Sometimes it is also necessary to let them do things their own way
because they cannot possibly learn without trying and failing.
Often, when someone worries and tells someone else how to do
things, it's as though they have taken that other person’s ability away.
It is difficult to compete with someone else’s way of doing something
at the same time we are trying to find our own way. Worrying can
create a vicious circle in which those we love stop trying their own
ways of doing things and thus never learn from experience and never
gain the confidence necessary to do things on their own.
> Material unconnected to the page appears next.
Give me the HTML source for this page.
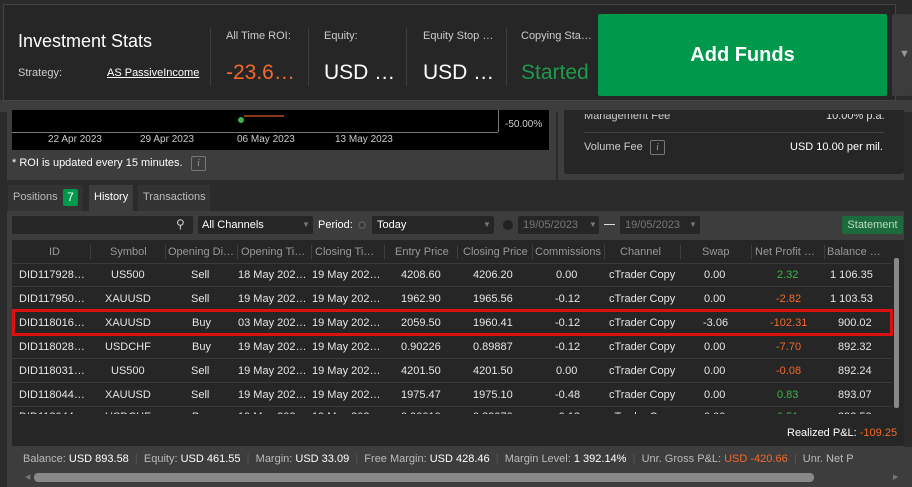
<!DOCTYPE html>
<html><head><meta charset="utf-8"><style>
*{margin:0;padding:0;box-sizing:border-box}
body{width:912px;height:487px;overflow:hidden;background:#2b2b2b;font-family:"Liberation Sans",sans-serif;color:#ddd;position:relative;font-size:11px}
.a{position:absolute;white-space:nowrap}
.hdr{left:3px;top:4px;width:893px;height:97px;background:#262626;border:1px solid #444}
.sep{position:absolute;width:1px;background:#3e3e3e}
.lbl{color:#ccc;font-size:11px}
.big{font-size:21px;color:#fff}
.row{position:absolute;left:12px;width:880px;height:24px;border-bottom:1px solid #3a3a3a;font-size:11px;color:#e6e6e6}
.row span{position:absolute;top:6px;white-space:nowrap}
.th span{position:absolute;top:6px;color:#999;white-space:nowrap}
.r{color:#f26a2a}.g{color:#3db54a}
.inp{position:absolute;background:#262626;border-radius:2px;height:18px;top:216px}
.tri{position:absolute;color:#777;font-size:8px;top:4px}
</style></head><body>
<div class="a" style="left:0;top:100px;width:912px;height:12px;background:#3d3d3d"></div>
<div class="a hdr"></div>
<div class="a" style="left:18px;top:31px;font-size:18px;color:#fff">Investment Stats</div>
<div class="a lbl" style="left:18px;top:67px">Strategy:</div>
<div class="a" style="left:107px;top:67px;color:#fff;text-decoration:underline">AS PassiveIncome</div>
<div class="sep" style="left:210px;top:28px;height:58px"></div>
<div class="sep" style="left:308px;top:28px;height:58px"></div>
<div class="sep" style="left:406px;top:28px;height:58px"></div>
<div class="sep" style="left:506px;top:28px;height:58px"></div>
<div class="a lbl" style="left:226px;top:30px">All Time ROI:</div>
<div class="a big" style="left:226px;top:61px;color:#f26a2a">-23.6…</div>
<div class="a lbl" style="left:324px;top:30px">Equity:</div>
<div class="a big" style="left:324px;top:61px">USD …</div>
<div class="a lbl" style="left:423px;top:30px">Equity Stop …</div>
<div class="a big" style="left:423px;top:61px">USD …</div>
<div class="a lbl" style="left:521px;top:30px">Copying Sta…</div>
<div class="a big" style="left:521px;top:61px;color:#1e9a4c">Started</div>
<div class="a" style="left:598px;top:14px;width:289px;height:82px;background:#00984a;border-radius:2px;color:#fff;font-weight:bold;font-size:20px;text-align:center;line-height:82px">Add Funds</div>
<div class="a" style="left:892px;top:14px;width:20px;height:82px;background:#3c3c3c;border-radius:2px;color:#999;font-size:11px;padding:34px 0 0 7px">▼</div>

<div class="a" style="left:7px;top:110px;width:549px;height:70px;background:#3d3d3d"></div>
<div class="a" style="left:12px;top:110px;width:537px;height:40px;background:#000"></div>
<div class="a" style="left:12px;top:132px;width:486px;height:1px;background:#777"></div>
<div class="a" style="left:498px;top:110px;width:1px;height:22px;background:#777"></div>
<div class="a" style="left:238px;top:117px;width:6px;height:6px;border-radius:3px;background:#3db54a"></div>
<div class="a" style="left:244px;top:115px;width:40px;height:2px;background:#8a3a1a"></div>
<div class="a" style="left:505px;top:119px;color:#ccc;font-size:10px">-50.00%</div>
<div class="a" style="left:48px;top:134px;color:#ccc;font-size:10px">22 Apr 2023</div>
<div class="a" style="left:140px;top:134px;color:#ccc;font-size:10px">29 Apr 2023</div>
<div class="a" style="left:237px;top:134px;color:#ccc;font-size:10px">06 May 2023</div>
<div class="a" style="left:335px;top:134px;color:#ccc;font-size:10px">13 May 2023</div>
<div class="a" style="left:12px;top:157px;color:#fff">* ROI is updated every 15 minutes.</div>
<div class="a" style="left:191px;top:156px;width:15px;height:15px;border:1px solid #777;border-radius:2px;color:#999;font-style:italic;font-size:10px;text-align:center;line-height:13px;font-family:'Liberation Serif',serif">i</div>

<div class="a" style="left:558px;top:110px;width:346px;height:70px;background:#3d3d3d"></div>
<div class="a" style="left:564px;top:110px;width:340px;height:64px;background:#262626;border-radius:0 0 3px 3px"></div>
<div class="a" style="left:584px;top:110px;color:#ccc;clip-path:inset(4px 0 0 0)">Management Fee</div>
<div class="a" style="left:826px;top:110px;color:#ddd;clip-path:inset(4px 0 0 0)">10.00% p.a.</div>
<div class="a" style="left:584px;top:132px;width:300px;height:1px;background:#444"></div>
<div class="a" style="left:584px;top:141px;color:#ccc">Volume Fee</div>
<div class="a" style="left:650px;top:140px;width:15px;height:15px;border:1px solid #777;border-radius:2px;color:#999;font-style:italic;font-size:10px;text-align:center;line-height:13px;font-family:'Liberation Serif',serif">i</div>
<div class="a" style="left:790px;top:141px;color:#fff">USD 10.00 per mil.</div>

<div class="a" style="left:8px;top:185px;width:75px;height:26px;background:#333"></div>
<div class="a" style="left:13px;top:191px;color:#bbb">Positions</div>
<div class="a" style="left:63px;top:189px;width:15px;height:17px;background:#00984a;border-radius:2px;color:#fff;text-align:center;line-height:17px;font-size:12px">7</div>
<div class="a" style="left:89px;top:185px;width:44px;height:26px;background:#3d3d3d;color:#fff;padding:6px 0 0 5px">History</div>
<div class="a" style="left:138px;top:185px;width:72px;height:26px;background:#333;color:#bbb;padding:6px 0 0 5px">Transactions</div>

<div class="a" style="left:7px;top:211px;width:897px;height:236px;background:#3d3d3d"></div>
<div class="inp" style="left:12px;width:181px"><span class="a" style="left:164px;top:1px;color:#ccc;font-size:12px">⚲</span></div>
<div class="inp" style="left:198px;width:115px"><span class="a" style="left:4px;top:3px;color:#fff">All Channels</span><span class="tri" style="left:104px">▼</span></div>
<div class="a" style="left:318px;top:219px;color:#fff">Period:</div>
<div class="a" style="left:358px;top:221px;width:8px;height:8px;border-radius:4px;background:#333;border:2px solid #555"></div>
<div class="inp" style="left:372px;width:122px"><span class="a" style="left:5px;top:3px;color:#fff">Today</span><span class="tri" style="left:111px">▼</span></div>
<div class="a" style="left:503px;top:220px;width:10px;height:10px;border-radius:5px;background:#222"></div>
<div class="inp" style="left:518px;width:81px"><span class="a" style="left:5px;top:3px;color:#777">19/05/2023</span><span class="tri" style="left:71px">▼</span></div>
<div class="a" style="left:604px;top:224px;width:11px;height:1px;background:#ddd"></div>
<div class="inp" style="left:620px;width:80px"><span class="a" style="left:5px;top:3px;color:#777">19/05/2023</span><span class="tri" style="left:69px">▼</span></div>
<div class="a" style="left:842px;top:216px;width:61px;height:18px;background:#1d6b3c;border-radius:2px;text-align:center;line-height:18px;color:#b8dcc3">Statement</div>

<div class="a" style="left:12px;top:240px;width:892px;height:206px;background:#262626;border-radius:2px"></div>
<div class="a th" style="left:12px;top:240px;width:880px;height:24px;border-bottom:1px solid #3a3a3a">
<span style="left:37px">ID</span><span style="left:98px">Symbol</span><span style="left:156px">Opening Di…</span><span style="left:229px">Opening Ti…</span><span style="left:303px">Closing Ti…</span><span style="left:383px">Entry Price</span><span style="left:451px">Closing Price</span><span style="left:523px">Commissions</span><span style="left:608px">Channel</span><span style="left:690px">Swap</span><span style="left:743px">Net Profit …</span><span style="left:815px">Balance …</span>
</div>
<div class="a" style="left:12px;top:240px;width:880px;height:24px">
<div class="sep" style="left:78px;top:5px;height:14px"></div><div class="sep" style="left:153px;top:5px;height:14px"></div><div class="sep" style="left:225px;top:5px;height:14px"></div><div class="sep" style="left:299px;top:5px;height:14px"></div><div class="sep" style="left:372px;top:5px;height:14px"></div><div class="sep" style="left:445px;top:5px;height:14px"></div><div class="sep" style="left:520px;top:5px;height:14px"></div><div class="sep" style="left:592px;top:5px;height:14px"></div><div class="sep" style="left:668px;top:5px;height:14px"></div><div class="sep" style="left:739px;top:5px;height:14px"></div><div class="sep" style="left:812px;top:5px;height:14px"></div>
</div>

<div class="row" style="top:263px"><span style="left:7px">DID117928…</span><span style="left:99px">US500</span><span style="left:179px">Sell</span><span style="left:226px">18 May 202…</span><span style="left:300px">19 May 202…</span><span style="left:389px">4208.60</span><span style="left:461px">4206.20</span><span style="left:544px">0.00</span><span style="left:597px">cTrader Copy</span><span style="left:692px">0.00</span><span class="g" style="left:765px">2.32</span><span style="left:818px">1 106.35</span></div>
<div class="row" style="top:287px"><span style="left:7px">DID117950…</span><span style="left:93px">XAUUSD</span><span style="left:179px">Sell</span><span style="left:226px">19 May 202…</span><span style="left:300px">19 May 202…</span><span style="left:389px">1962.90</span><span style="left:461px">1965.56</span><span style="left:543px">-0.12</span><span style="left:597px">cTrader Copy</span><span style="left:692px">0.00</span><span class="r" style="left:764px">-2.82</span><span style="left:818px">1 103.53</span></div>
<div class="row" style="top:311px"><span style="left:7px">DID118016…</span><span style="left:93px">XAUUSD</span><span style="left:180px">Buy</span><span style="left:226px">03 May 202…</span><span style="left:300px">19 May 202…</span><span style="left:389px">2059.50</span><span style="left:461px">1960.41</span><span style="left:543px">-0.12</span><span style="left:597px">cTrader Copy</span><span style="left:691px">-3.06</span><span class="r" style="left:758px">-102.31</span><span style="left:826px">900.02</span></div>
<div class="row" style="top:335px"><span style="left:7px">DID118028…</span><span style="left:93px">USDCHF</span><span style="left:180px">Buy</span><span style="left:226px">19 May 202…</span><span style="left:300px">19 May 202…</span><span style="left:389px">0.90226</span><span style="left:461px">0.89887</span><span style="left:543px">-0.12</span><span style="left:597px">cTrader Copy</span><span style="left:692px">0.00</span><span class="r" style="left:764px">-7.70</span><span style="left:826px">892.32</span></div>
<div class="row" style="top:359px"><span style="left:7px">DID118031…</span><span style="left:99px">US500</span><span style="left:179px">Sell</span><span style="left:226px">19 May 202…</span><span style="left:300px">19 May 202…</span><span style="left:389px">4201.50</span><span style="left:461px">4201.50</span><span style="left:544px">0.00</span><span style="left:597px">cTrader Copy</span><span style="left:692px">0.00</span><span class="r" style="left:764px">-0.08</span><span style="left:826px">892.24</span></div>
<div class="row" style="top:383px"><span style="left:7px">DID118044…</span><span style="left:93px">XAUUSD</span><span style="left:179px">Sell</span><span style="left:226px">19 May 202…</span><span style="left:300px">19 May 202…</span><span style="left:389px">1975.47</span><span style="left:461px">1975.10</span><span style="left:543px">-0.48</span><span style="left:597px">cTrader Copy</span><span style="left:692px">0.00</span><span class="g" style="left:765px">0.83</span><span style="left:826px">893.07</span></div>
<div class="row" style="top:407px;height:7px;overflow:hidden;border:none"><span style="left:7px;top:4px">DID118044…</span><span style="left:93px;top:4px">USDCHF</span><span style="left:180px;top:4px">Buy</span><span style="left:226px;top:4px">19 May 202…</span><span style="left:300px;top:4px">19 May 202…</span><span style="left:389px;top:4px">0.90010</span><span style="left:461px;top:4px">0.89970</span><span style="left:543px;top:4px">-0.12</span><span style="left:597px;top:4px">cTrader Copy</span><span style="left:692px;top:4px">0.00</span><span class="g" style="left:765px;top:4px">0.51</span><span style="left:826px;top:4px">893.58</span></div>
<div class="a" style="left:12px;top:309px;width:881px;height:27px;border:3px solid #d11"></div>
<div class="a" style="left:894px;top:258px;width:5px;height:150px;background:#888;border-radius:2px"></div>
<div class="a" style="left:787px;top:427px;color:#fff">Realized P&amp;L: <span class="r">-109.25</span></div>

<div class="a" style="left:7px;top:447px;width:905px;height:40px;background:#3d3d3d"></div>
<div class="a" style="left:23px;top:453px;color:#bbb">Balance: <b style="font-weight:normal;color:#fff">USD 893.58</b> <span style="color:#555">&nbsp;|&nbsp;</span> Equity: <b style="font-weight:normal;color:#fff">USD 461.55</b> <span style="color:#555">&nbsp;|&nbsp;</span> Margin: <b style="font-weight:normal;color:#fff">USD 33.09</b> <span style="color:#555">&nbsp;|&nbsp;</span> Free Margin: <b style="font-weight:normal;color:#fff">USD 428.46</b> <span style="color:#555">&nbsp;|&nbsp;</span> Margin Level: <b style="font-weight:normal;color:#fff">1 392.14%</b> <span style="color:#555">&nbsp;|&nbsp;</span> Unr. Gross P&amp;L: <span class="r">USD -420.66</span> <span style="color:#555">&nbsp;|&nbsp;</span> Unr. Net P</div>
<div class="a" style="left:34px;top:473px;width:780px;height:9px;background:#888;border-radius:4px"></div>
<div class="a" style="left:25px;top:473px;color:#777;font-size:7px">◀</div>
<div class="a" style="left:893px;top:473px;color:#777;font-size:7px">▶</div>
</body></html>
If their way
of doing things has to be better than ours lest they have to fear our
criticism, then they can never feel like their own way of doing things
will result in acceptable outcomes. Clearly, we can never hold
someone’s hand all the time, so it is essential that they have confidence
that doing things their own way will result in positive outcomes.
Worrying is unhealthy for us and it is unhealthy for those around
us. The antidote to worry is faith. We must have faith that things will
work out most of the time if we work toward our goals with a healthy
amount of concern. Equally important, we must try to have faith that
our loved ones have the strength, tenacity and foresight to succeed
most of the time, in their own way, and pick themselves up after their
failures. If we learn to balance our love and concern with faith that
things will work out okay, we maximize our chances for living full,
fulfilling lives, and for maintaining our connections with loved ones
who are thus free to live independent fulfilling lives of their own.